Red Stick, Louisianna?

Will French wine go the way of Cuban cigars?

Will they still serve poutine in Hollywood, Florida if Canada decides to sit this one out like it did with Vietnam?

What more can we expect from a country where the marine honur guard carried the Canadian flag into The World Series upside down…well…I guess it is The Fall Classic…maybe the maple leaf was falling…it is red…

Actually, I found it all pretty funny. Then again, things have gone far off the deep end these days, haven’t they?

(a fan, but I wish he’d write more on the dismal science again)

Oh yeah…What about French Lick, Indianna?

Freedom Lick?

Me too. He’s done some pretty effective political diatribes. But, yeah, his economics pieces are the best. I’ve been reading less and less of his stuff. You know this web page, right?

www.pkarchive.org

Its a fairly comprehensive collection of his articles and stuff…

Well, what da ya know, there’s more! nytimes.com/2003/03/12/national/12FRIE.html

Thanks for the link to Krug’s unofficial site

where’s your senses of humor, friends? This is utterly funny, yes, let’s call them freedom fries and freedom toast and freedom kissing and pardon my freedom, freedom condoms… SMILE.

I mean, look, the frogs are being damn silly, so why can’t the Uhmericans retaliate in kind? It’s funny.

I say all this, as you know, a good friend and supporter of France and French culture. Humor, humor, in these days, we need alot of humor!

N’est-ce pas?

I wonder if previous “wars”/conflicts led to similar acts of stupidity. Do you know of any ridiculous laws or rules that were made during wars in the past, that could be seen as being on the same level as this extremely sad freedom fries joke?

In solidarity with my country, I will no longer wear French braids. I’ll wear Freedom Braids. Damn, that sounds more like George Clinton than George Bush.

They also decided to flex their muscles for Iraq by detonating their largest non-atomic bomb in Florida. If they were smart, they would have hit the It’s a Small World ride in Walt Disney World and killed two birds with one stone.
I thought someone hacked yahoo.com again and made up fake headlines and articles, but then as I read the articles, I came to the sad realization that they were in fact true.
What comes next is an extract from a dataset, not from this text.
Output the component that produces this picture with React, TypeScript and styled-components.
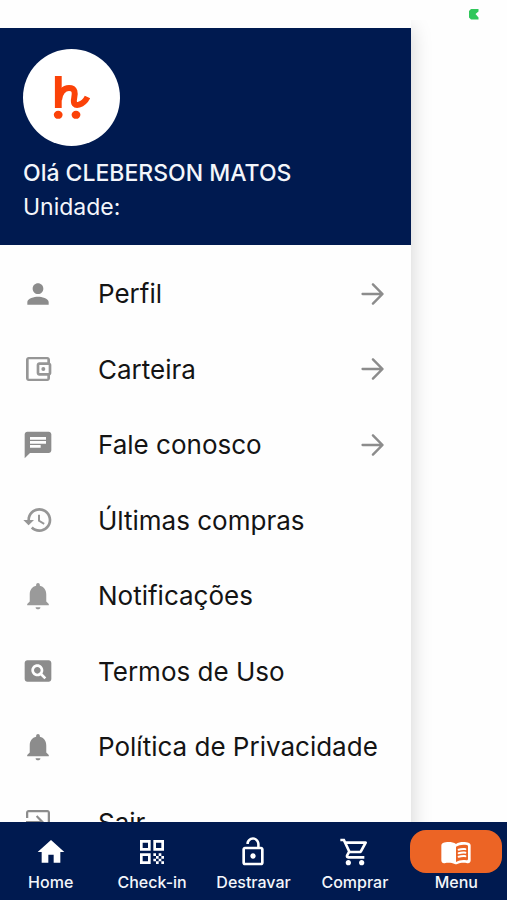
import React from "react";
import styled, { createGlobalStyle } from "styled-components";

const navy = "#001a50";
const orange = "#ec6425";

const GlobalStyle = createGlobalStyle`
  *, *::before, *::after { box-sizing: border-box; }
  body {
    margin: 0;
    background: #fff;
    font-family: Inter, Roboto, "Liberation Sans", sans-serif;
  }
`;

const Screen = styled.div`
  display: flex;
  flex-direction: column;
  height: 100vh;
  overflow: hidden;
  background: #fefefe;
`;

const StatusBar = styled.div`
  display: flex;
  justify-content: flex-end;
  flex: none;
  height: 20px;
  padding: 9px 28px 0 0;
  background: #fefefe;
`;

const Content = styled.main`
  flex: 1;
  min-height: 0;
  overflow: hidden;
`;

const Drawer = styled.aside`
  width: 81%;
  min-height: 100%;
  padding-top: 8px;
  background: #fefefe;
  box-shadow: 0 8px 20px rgba(0, 0, 0, 0.18);
`;

const Profile = styled.header`
  padding: 21px 23px;
  background: ${navy};
  color: #f4f6fb;
`;

const Avatar = styled.div`
  display: grid;
  place-items: center;
  width: 97px;
  height: 97px;
  margin-bottom: 10px;
  border-radius: 50%;
  background: #fff;
`;

const Greeting = styled.h1`
  margin: 0;
  font-size: 23px;
  font-weight: 500;
  line-height: 34px;
  white-space: nowrap;
`;

const Unit = styled.p`
  margin: 0;
  font-size: 23px;
  line-height: 34px;
`;

const MenuList = styled.ul`
  display: grid;
  grid-template-rows: repeat(8, 1fr);
  height: 604px;
  margin: 11px 0 0;
  padding: 0;
  list-style: none;
`;

const MenuButton = styled.button`
  display: flex;
  align-items: center;
  width: 100%;
  height: 100%;
  padding: 0 22px;
  border: 0;
  background: none;
  color: #141414;
  font: inherit;
  font-size: 26px;
  text-align: left;
  cursor: pointer;
`;

const MenuLabel = styled.span`
  flex: 1;
  margin-left: 44px;
  white-space: nowrap;
`;

const Glyph = styled.svg<{ $tone: string }>`
  display: block;
  flex: none;
  width: 32px;
  height: 32px;
  fill: ${(p) => p.$tone};
`;

const BottomNav = styled.nav`
  display: grid;
  grid-template-columns: repeat(5, 1fr);
  flex: none;
  height: 78px;
  padding-top: 8px;
  background: ${navy};
`;

const Tab = styled.a`
  display: flex;
  flex-direction: column;
  align-items: center;
  color: #f4f6fb;
  font-size: 16px;
  font-weight: 500;
  line-height: 18px;
  text-decoration: none;
`;

const Pill = styled.span<{ $active: boolean }>`
  display: grid;
  place-items: center;
  width: 92px;
  height: 43px;
  border-radius: 16px;
  background: ${(p) => (p.$active ? orange : "transparent")};
`;

const icons = {
  person:
    "M12 12c2.21 0 4-1.79 4-4s-1.79-4-4-4-4 1.79-4 4 1.79 4 4 4zm0 2c-2.67 0-8 1.34-8 4v2h16v-2c0-2.66-5.33-4-8-4z",
  wallet:
    "M21 7.28V5c0-1.1-.9-2-2-2H5c-1.11 0-2 .9-2 2v14c0 1.1.89 2 2 2h14c1.1 0 2-.9 2-2v-2.28c.59-.35 1-.98 1-1.72V9c0-.74-.41-1.37-1-1.72zM20 9v6h-7V9h7zM5 19.4V4.6h14v2.4h-6c-1.1 0-2 .9-2 2v6c0 1.1.9 2 2 2h6v2.4H5zM16 10.5a1.5 1.5 0 1 0 0 3 1.5 1.5 0 0 0 0-3z",
  chat:
    "M20 2H4c-1.1 0-1.99.9-1.99 2L2 22l4-4h14c1.1 0 2-.9 2-2V4c0-1.1-.9-2-2-2zM6 9h12v2H6V9zm8 5H6v-2h8v2zm4-6H6V6h12v2z",
  history:
    "M13 3c-4.97 0-9 4.03-9 9H1l3.89 3.89.07.14L9 12H6c0-3.87 3.13-7 7-7s7 3.13 7 7-3.13 7-7 7c-1.93 0-3.68-.79-4.94-2.06l-1.42 1.42C8.27 19.99 10.51 21 13 21c4.97 0 9-4.03 9-9s-4.03-9-9-9zm-1 5v5l4.28 2.54.72-1.21-3.5-2.08V8H12z",
  bell:
    "M12 22c1.1 0 1.8-.6 1.8-1.6h-3.600c0 1 .7 1.6 1.8 1.6zM18.2 16.200v-5.400c0-3.300-1.800-5.700-4.800-6.400v-.7c0-.83-.6-1.500-1.400-1.500s-1.400.67-1.400 1.500v.7c-3 .7-4.800 3.100-4.800 6.400v5.400L3.900 18v1h16.200v-1z",
  pageview:
    "M11.5 9C10.12 9 9 10.12 9 11.5s1.12 2.5 2.5 2.5 2.5-1.12 2.5-2.5S12.88 9 11.5 9zM20 4H4c-1.1 0-2 .9-2 2v12c0 1.1.9 2 2 2h16c1.1 0 2-.9 2-2V6c0-1.1-.9-2-2-2zm-3.21 14.21l-2.91-2.91c-.69.44-1.51.7-2.39.7C9.01 16 7 13.99 7 11.5S9.01 7 11.5 7 16 9.01 16 11.5c0 .88-.26 1.69-.7 2.39l2.91 2.9-1.42 1.42z",
  exit:
    "M10.4 15.9L11.5 17l5-5-5-5-1.1 1.1L13.4 11.2H3v1.6h10.4l-3 3.1zM19 3H5c-1.11 0-2 .9-2 2v4h1.7V4.7h14.6v14.6H4.7V15H3v4c0 1.1.89 2 2 2h14c1.1 0 2-.9 2-2V5c0-1.1-.9-2-2-2z",
  arrow:
    "M11.300 4.200c.4-.4 1-.4 1.300 0l7.200 7.200c.3.3.3.900 0 1.200l-7.200 7.200c-.3.4-.9.4-1.300 0s-.3-.9 0-1.300l5.600-5.600H4.200c-.5 0-.9-.4-.9-.9s.4-.9.9-.9h12.700l-5.600-5.600c-.3-.4-.4-.9 0-1.300z",
  home: "M10 20v-6h4v6h5v-8h3L12 3 2 12h3v8z",
  qr:
    "M3 11h8V3H3v8zm2-6h4v4H5V5zM3 21h8v-8H3v8zm2-6h4v4H5v-4zM13 3v8h8V3h-8zm6 6h-4V5h4v4zM19 19h2v2h-2zM13 13h2v2h-2zM15 15h2v2h-2zM13 17h2v2h-2zM15 19h2v2h-2zM17 17h2v2h-2zM17 13h2v2h-2zM19 15h2v2h-2z",
  lock:
    "M12 17c1.1 0 2-.9 2-2s-.9-2-2-2-2 .9-2 2 .9 2 2 2zm6-9h-1V6c0-2.76-2.24-5-5-5S7 3.24 7 6h1.9c0-1.71 1.39-3.1 3.1-3.1 1.71 0 3.1 1.39 3.1 3.1v2H6c-1.1 0-2 .9-2 2v10c0 1.1.9 2 2 2h12c1.1 0 2-.9 2-2V10c0-1.1-.9-2-2-2zm0 12H6V10h12v10z",
  cart:
    "M15.55 13c.75 0 1.41-.41 1.75-1.03l3.58-6.49A.996.996 0 0 0 20.01 4H5.21l-.94-2H1v2h2l3.6 7.59-1.35 2.44C4.52 15.37 5.48 17 7 17h12v-2H7l1.1-2h7.45zM6.16 6h12.15l-2.76 5H8.53L6.16 6zM7 18c-1.1 0-1.99.9-1.99 2S5.9 22 7 22s2-.9 2-2-.9-2-2-2zm10 0c-1.1 0-1.99.9-1.99 2s.89 2 1.99 2 2-.9 2-2-.9-2-2-2z",
  book:
    "M17.5 4.5c-1.95 0-4.05.4-5.5 1.5-1.45-1.1-3.55-1.5-5.5-1.5-1.45 0-2.99.22-4.28.79C1.49 5.62 1 6.33 1 7.14v11.28c0 1.3 1.22 2.26 2.48 1.94.98-.25 2.02-.36 3.02-.36 1.56 0 3.22.26 4.56.92.6.3 1.28.3 1.87 0 1.34-.67 3-.92 4.56-.92 1 0 2.04.11 3.02.36 1.26.33 2.48-.63 2.48-1.94V7.14c0-.81-.49-1.52-1.22-1.85-1.28-.57-2.82-.79-4.27-.79zM21 17.23c0 .63-.58 1.09-1.2.98-.75-.14-1.53-.2-2.3-.2-1.7 0-4.15.65-5.5 1.5V8c1.35-.85 3.8-1.5 5.5-1.5.92 0 1.83.09 2.7.28.46.1.8.51.8.98v9.47zM13.98 11.01c-.32 0-.61-.2-.71-.52-.13-.39.09-.82.48-.94 1.54-.5 3.53-.66 5.36-.45.41.05.71.42.66.83-.05.41-.42.71-.83.66-1.62-.19-3.39-.04-4.73.39-.08.01-.16.03-.23.03zM13.98 13.67c-.32 0-.61-.2-.71-.52-.13-.39.09-.82.48-.94 1.53-.5 3.53-.66 5.36-.45.41.05.71.42.66.83-.05.41-.42.71-.83.66-1.62-.19-3.39-.04-4.73.39-.08.02-.16.03-.23.03zM13.98 16.33c-.32 0-.61-.2-.71-.52-.13-.39.09-.82.48-.94 1.53-.5 3.53-.66 5.36-.45.41.05.71.42.66.83-.05.41-.42.7-.83.66-1.62-.19-3.39-.04-4.73.39-.08.02-.16.03-.23.03z",
};

type IconName = keyof typeof icons;

const Icon = ({ name, tone }: { name: IconName; tone: string }) => (
  <Glyph viewBox="0 0 24 24" $tone={tone} aria-hidden="true">
    <path d={icons[name]} />
  </Glyph>
);

const Logo = () => (
  <svg width="40" height="46" viewBox="1 3 40 46" aria-hidden="true">
    <g fill="none" stroke="#fb4208" strokeLinejoin="round">
      <path d="M7.3 4V36" strokeWidth="6.8" />
      <path
        d="M8 28C8.5 20.5 13 16 18 16C24.5 16 24.2 21 23.2 26C22 31.5 24 33.8 28 32.7C32 31.5 34.5 29 36.500 25"
        strokeWidth="6"
      />
    </g>
    <ellipse cx="7.2" cy="42.8" rx="4.4" ry="4" fill="#fb4208" />
    <ellipse cx="25" cy="42.8" rx="4.4" ry="4" fill="#fb4208" />
  </svg>
);

const menu: { label: string; icon: IconName; tone: string; arrow?: boolean }[] = [
  { label: "Perfil", icon: "person", tone: "#8c8c8c", arrow: true },
  { label: "Carteira", icon: "wallet", tone: "#969696", arrow: true },
  { label: "Fale conosco", icon: "chat", tone: "#8c8c8c", arrow: true },
  { label: "Últimas compras", icon: "history", tone: "#969696" },
  { label: "Notificações", icon: "bell", tone: "#9a9a9a" },
  { label: "Termos de Uso", icon: "pageview", tone: "#8c8c8c" },
  { label: "Política de Privacidade", icon: "bell", tone: "#8c8c8c" },
  { label: "Sair", icon: "exit", tone: "#8c8c8c" },
];

const tabs: { label: string; icon: IconName; active?: boolean }[] = [
  { label: "Home", icon: "home" },
  { label: "Check-in", icon: "qr" },
  { label: "Destravar", icon: "lock" },
  { label: "Comprar", icon: "cart" },
  { label: "Menu", icon: "book", active: true },
];

export default function App() {
  return (
    <>
      <GlobalStyle />
      <Screen>
        <StatusBar>
          <svg width="10" height="11" viewBox="0 0 10 11" aria-hidden="true">
            <path d="M2 0H9.5V2.5L6.5 5L9.5 8.5V10.5H2L0 8.5V2Z" fill="#30c75b" />
          </svg>
        </StatusBar>
        <Content>
          <Drawer>
            <Profile>
              <Avatar>
                <Logo />
              </Avatar>
              <Greeting>Olá CLEBERSON MATOS</Greeting>
              <Unit>Unidade:</Unit>
            </Profile>
            <MenuList>
              {menu.map((item) => (
                <li key={item.label}>
                  <MenuButton type="button">
                    <Icon name={item.icon} tone={item.tone} />
                    <MenuLabel>{item.label}</MenuLabel>
                    {item.arrow && <Icon name="arrow" tone="#8c8c8c" />}
                  </MenuButton>
                </li>
              ))}
            </MenuList>
          </Drawer>
        </Content>
        <BottomNav>
          {tabs.map((tab) => (
            <Tab key={tab.label} href="#" aria-current={tab.active ? "page" : undefined}>
              <Pill $active={!!tab.active}>
                <Icon name={tab.icon} tone="#fff" />
              </Pill>
              {tab.label}
            </Tab>
          ))}
        </BottomNav>
      </Screen>
    </>
  );
}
But honestly, who in the f_ck elected these bozos who set off bombs to scare a country that isn’t trying to fight them, changes the name of food because the country that saved their asses from the British is not going to side with them on what is going to be the ugliest event in American history, and creates new federal departments that have names more appropriate for a family-owned burglar alarm company than a Cabinet that includes the CIA, the FBI, the ATF, the INS, and all those other three-letter abbreviations that are bent on killing people or at least robbing them of their freedom. Oh, that’s right, they weren’t elected…they were selected.
So when did the US give up pretending that they weren’t a plutocracy and began openly using its people as kindling to fuel their money-making war machines?
As someone cited, “War kills the innocent and not their evil leaders. Did you see George when the Twin Towers fell?”
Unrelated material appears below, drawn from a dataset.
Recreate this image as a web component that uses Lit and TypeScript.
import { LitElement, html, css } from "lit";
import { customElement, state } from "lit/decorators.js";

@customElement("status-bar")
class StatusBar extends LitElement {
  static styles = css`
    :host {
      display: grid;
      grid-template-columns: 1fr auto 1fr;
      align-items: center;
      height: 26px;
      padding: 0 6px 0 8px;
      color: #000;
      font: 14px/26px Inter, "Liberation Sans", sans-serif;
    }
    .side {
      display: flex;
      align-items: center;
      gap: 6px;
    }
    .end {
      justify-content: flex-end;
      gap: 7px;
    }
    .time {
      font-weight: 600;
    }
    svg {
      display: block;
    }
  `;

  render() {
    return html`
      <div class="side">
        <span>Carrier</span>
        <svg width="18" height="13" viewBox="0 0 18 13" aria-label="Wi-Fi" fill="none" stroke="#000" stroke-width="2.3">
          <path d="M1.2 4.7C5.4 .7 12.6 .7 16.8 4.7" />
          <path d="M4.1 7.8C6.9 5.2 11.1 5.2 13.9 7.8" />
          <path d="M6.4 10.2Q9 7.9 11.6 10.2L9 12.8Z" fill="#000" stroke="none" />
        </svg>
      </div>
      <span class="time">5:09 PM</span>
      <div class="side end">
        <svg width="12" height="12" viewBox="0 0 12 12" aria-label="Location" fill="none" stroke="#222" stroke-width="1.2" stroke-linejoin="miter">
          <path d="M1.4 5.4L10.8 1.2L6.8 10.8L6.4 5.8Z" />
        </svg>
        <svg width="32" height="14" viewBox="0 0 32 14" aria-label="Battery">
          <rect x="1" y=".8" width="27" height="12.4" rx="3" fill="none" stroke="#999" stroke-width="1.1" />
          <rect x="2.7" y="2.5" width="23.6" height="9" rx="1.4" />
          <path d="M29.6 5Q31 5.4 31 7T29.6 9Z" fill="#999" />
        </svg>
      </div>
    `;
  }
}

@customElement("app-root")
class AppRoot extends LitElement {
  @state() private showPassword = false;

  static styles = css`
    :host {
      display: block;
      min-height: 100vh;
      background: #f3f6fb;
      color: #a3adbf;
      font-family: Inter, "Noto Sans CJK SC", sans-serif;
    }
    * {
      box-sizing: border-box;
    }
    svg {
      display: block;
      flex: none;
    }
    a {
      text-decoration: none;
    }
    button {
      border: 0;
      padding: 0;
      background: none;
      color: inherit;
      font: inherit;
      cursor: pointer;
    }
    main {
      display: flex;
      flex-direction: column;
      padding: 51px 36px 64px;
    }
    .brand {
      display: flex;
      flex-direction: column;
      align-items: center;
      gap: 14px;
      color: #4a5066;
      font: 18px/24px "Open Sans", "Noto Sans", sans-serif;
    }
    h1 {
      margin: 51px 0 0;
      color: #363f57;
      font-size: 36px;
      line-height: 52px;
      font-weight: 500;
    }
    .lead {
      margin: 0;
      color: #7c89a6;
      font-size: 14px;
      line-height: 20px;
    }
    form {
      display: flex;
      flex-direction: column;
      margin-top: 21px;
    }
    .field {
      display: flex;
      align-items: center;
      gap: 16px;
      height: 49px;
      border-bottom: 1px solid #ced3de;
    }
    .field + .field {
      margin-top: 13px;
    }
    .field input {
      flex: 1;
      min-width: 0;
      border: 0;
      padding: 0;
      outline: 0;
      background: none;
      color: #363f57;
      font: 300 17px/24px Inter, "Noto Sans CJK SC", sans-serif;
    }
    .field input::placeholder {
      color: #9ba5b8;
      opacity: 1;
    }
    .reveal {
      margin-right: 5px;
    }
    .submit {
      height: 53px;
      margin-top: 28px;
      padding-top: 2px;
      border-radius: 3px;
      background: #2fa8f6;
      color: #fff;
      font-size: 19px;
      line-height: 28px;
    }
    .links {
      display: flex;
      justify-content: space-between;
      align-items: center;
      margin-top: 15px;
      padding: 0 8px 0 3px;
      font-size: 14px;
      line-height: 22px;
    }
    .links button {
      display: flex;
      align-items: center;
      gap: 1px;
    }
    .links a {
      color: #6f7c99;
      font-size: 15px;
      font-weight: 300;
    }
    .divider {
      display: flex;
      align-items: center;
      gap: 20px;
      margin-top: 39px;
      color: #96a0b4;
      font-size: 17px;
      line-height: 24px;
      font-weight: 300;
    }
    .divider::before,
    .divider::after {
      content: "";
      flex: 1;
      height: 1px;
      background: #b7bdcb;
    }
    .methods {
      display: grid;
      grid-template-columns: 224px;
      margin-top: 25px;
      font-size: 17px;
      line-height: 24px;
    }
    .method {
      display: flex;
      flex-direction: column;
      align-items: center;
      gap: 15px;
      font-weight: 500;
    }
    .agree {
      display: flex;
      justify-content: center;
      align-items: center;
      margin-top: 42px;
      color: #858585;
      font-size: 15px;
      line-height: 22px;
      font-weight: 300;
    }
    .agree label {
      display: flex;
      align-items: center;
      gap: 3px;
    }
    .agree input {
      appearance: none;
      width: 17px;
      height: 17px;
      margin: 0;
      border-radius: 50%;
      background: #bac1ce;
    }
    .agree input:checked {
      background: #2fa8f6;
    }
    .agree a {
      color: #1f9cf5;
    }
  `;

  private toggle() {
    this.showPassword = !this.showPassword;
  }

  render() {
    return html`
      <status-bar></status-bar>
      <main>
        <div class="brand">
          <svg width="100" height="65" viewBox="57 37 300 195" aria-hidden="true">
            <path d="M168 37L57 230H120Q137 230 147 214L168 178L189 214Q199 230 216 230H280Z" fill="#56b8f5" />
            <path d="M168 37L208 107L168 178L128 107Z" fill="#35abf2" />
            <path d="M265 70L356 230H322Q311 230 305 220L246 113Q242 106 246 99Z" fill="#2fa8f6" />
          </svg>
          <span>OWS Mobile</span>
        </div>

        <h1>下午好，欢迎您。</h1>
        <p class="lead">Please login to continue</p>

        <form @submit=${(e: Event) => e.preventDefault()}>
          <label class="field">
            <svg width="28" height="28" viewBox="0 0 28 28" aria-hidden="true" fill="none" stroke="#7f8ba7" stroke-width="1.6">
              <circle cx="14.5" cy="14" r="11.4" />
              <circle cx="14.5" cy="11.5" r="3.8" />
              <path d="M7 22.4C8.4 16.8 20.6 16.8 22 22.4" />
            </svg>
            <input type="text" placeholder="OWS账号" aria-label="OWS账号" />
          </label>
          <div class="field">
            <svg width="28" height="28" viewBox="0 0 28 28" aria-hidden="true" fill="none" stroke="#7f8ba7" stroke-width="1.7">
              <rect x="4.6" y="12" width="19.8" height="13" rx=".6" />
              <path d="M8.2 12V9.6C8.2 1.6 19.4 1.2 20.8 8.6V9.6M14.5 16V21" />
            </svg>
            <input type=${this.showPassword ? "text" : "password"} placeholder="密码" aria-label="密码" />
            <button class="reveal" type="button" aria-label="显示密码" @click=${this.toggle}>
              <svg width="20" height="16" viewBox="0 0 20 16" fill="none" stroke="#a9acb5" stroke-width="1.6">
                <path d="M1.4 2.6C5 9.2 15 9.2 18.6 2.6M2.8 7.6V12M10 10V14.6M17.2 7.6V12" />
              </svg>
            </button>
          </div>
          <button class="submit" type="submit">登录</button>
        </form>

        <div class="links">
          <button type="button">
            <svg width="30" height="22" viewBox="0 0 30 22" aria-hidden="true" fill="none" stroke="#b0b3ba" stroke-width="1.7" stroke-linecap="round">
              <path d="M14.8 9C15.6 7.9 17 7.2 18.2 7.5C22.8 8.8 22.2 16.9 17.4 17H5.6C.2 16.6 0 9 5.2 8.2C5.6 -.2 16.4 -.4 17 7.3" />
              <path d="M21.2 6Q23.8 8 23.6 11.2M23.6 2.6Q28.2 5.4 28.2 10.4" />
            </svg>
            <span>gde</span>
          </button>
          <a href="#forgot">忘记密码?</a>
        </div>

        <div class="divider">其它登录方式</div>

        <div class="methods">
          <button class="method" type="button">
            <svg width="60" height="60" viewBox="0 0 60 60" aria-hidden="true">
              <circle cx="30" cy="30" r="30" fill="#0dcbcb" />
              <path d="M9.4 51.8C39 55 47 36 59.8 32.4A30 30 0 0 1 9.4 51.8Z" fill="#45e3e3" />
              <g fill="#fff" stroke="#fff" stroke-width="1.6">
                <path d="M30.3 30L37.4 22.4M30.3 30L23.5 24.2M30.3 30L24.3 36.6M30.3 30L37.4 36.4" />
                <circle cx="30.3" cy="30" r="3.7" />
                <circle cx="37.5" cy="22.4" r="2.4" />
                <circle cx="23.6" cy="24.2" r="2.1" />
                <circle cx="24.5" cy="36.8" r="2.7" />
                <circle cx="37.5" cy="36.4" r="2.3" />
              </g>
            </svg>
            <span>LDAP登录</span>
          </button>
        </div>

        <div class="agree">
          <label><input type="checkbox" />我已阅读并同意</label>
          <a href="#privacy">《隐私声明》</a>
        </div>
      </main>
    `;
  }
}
To top it off, they named this bomb after Salt Lake City which a few months ago was the center for good-natured international sports competition with hosting the 2002 Winter Olympics. It’s almost like they are thumbing their nose at the world community. There are some really scary things going on in the US right now and the people supporting this dictatorship scare me more. It’s obvious that this was never about liberating the Iraqis for the American government. It’s about setting up a puppet ruler like they tried to in Afghanistan to get first dibs on their oil. Like the dictatorship they reinstated in Kuwait ten years ago.

I guess the American Empire doesn’t want to fall…it wants to crash and burn, and this pre-emptive strike is just the trick to do it…too bad they’re taking Britain down with them although, if I didn’t know any better, I’d say it was payback for the 18th and 19th centuries.

Two navels, there was that thing when “hamburgers” were renamed “Salisbury steaks” and “frankfurters” became “hotdogs” or whatever during WWII.

Imani, there is no oil in Afghanistan.

What should “they” have done with the Kuwaiti dictatorship? Should “they” have set up a puppet government to take control of Kuwait’s oil?